▶ _EXERCISE_:
Copy each line holding the string "this".

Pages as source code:
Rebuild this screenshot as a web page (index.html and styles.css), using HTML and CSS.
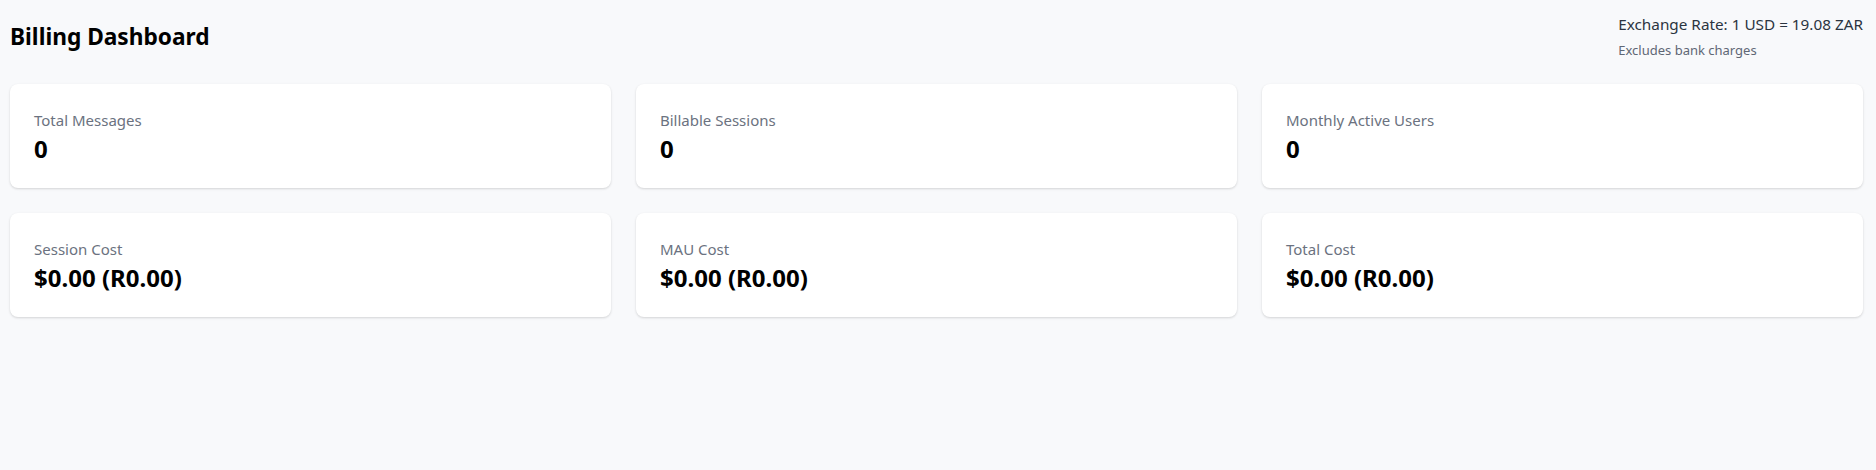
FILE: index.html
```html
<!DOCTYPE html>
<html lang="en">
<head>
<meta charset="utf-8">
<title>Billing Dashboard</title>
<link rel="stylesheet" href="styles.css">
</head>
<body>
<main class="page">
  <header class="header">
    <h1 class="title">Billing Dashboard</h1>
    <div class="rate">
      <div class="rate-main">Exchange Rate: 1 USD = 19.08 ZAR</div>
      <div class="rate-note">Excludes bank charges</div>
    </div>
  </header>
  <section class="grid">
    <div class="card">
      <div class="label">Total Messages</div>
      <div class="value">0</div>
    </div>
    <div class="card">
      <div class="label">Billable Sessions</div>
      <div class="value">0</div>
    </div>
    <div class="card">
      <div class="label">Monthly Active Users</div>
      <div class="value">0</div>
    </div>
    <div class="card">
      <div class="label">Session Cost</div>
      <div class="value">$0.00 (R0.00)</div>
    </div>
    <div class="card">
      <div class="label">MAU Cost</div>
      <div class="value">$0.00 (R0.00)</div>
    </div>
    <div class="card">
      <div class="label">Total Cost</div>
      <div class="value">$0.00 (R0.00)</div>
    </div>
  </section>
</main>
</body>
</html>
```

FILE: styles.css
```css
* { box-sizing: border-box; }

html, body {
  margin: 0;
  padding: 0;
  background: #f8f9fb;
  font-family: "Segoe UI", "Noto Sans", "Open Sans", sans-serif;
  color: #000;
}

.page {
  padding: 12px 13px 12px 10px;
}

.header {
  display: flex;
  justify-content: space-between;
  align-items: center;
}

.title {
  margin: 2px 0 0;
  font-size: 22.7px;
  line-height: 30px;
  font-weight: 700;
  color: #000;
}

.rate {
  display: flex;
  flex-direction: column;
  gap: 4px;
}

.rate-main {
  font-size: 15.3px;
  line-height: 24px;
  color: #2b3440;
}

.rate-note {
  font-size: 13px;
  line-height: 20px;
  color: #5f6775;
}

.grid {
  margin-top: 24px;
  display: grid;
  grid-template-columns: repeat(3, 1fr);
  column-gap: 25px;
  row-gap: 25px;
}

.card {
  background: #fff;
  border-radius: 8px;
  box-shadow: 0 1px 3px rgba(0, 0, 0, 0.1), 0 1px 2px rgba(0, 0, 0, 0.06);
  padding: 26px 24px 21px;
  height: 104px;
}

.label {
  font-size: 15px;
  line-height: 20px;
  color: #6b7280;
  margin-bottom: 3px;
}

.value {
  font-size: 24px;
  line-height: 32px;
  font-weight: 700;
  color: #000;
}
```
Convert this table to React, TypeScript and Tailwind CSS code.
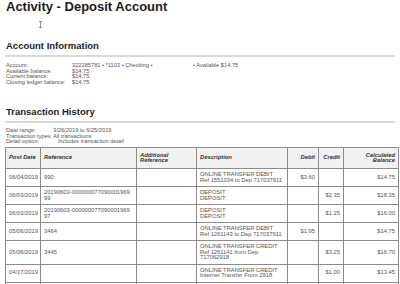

▶ _TASK OUTPUT_:
Rebuild this screenshot as a web page (index.html and styles.css), using HTML and CSS.
Convert this table to React, TypeScript and Tailwind CSS code.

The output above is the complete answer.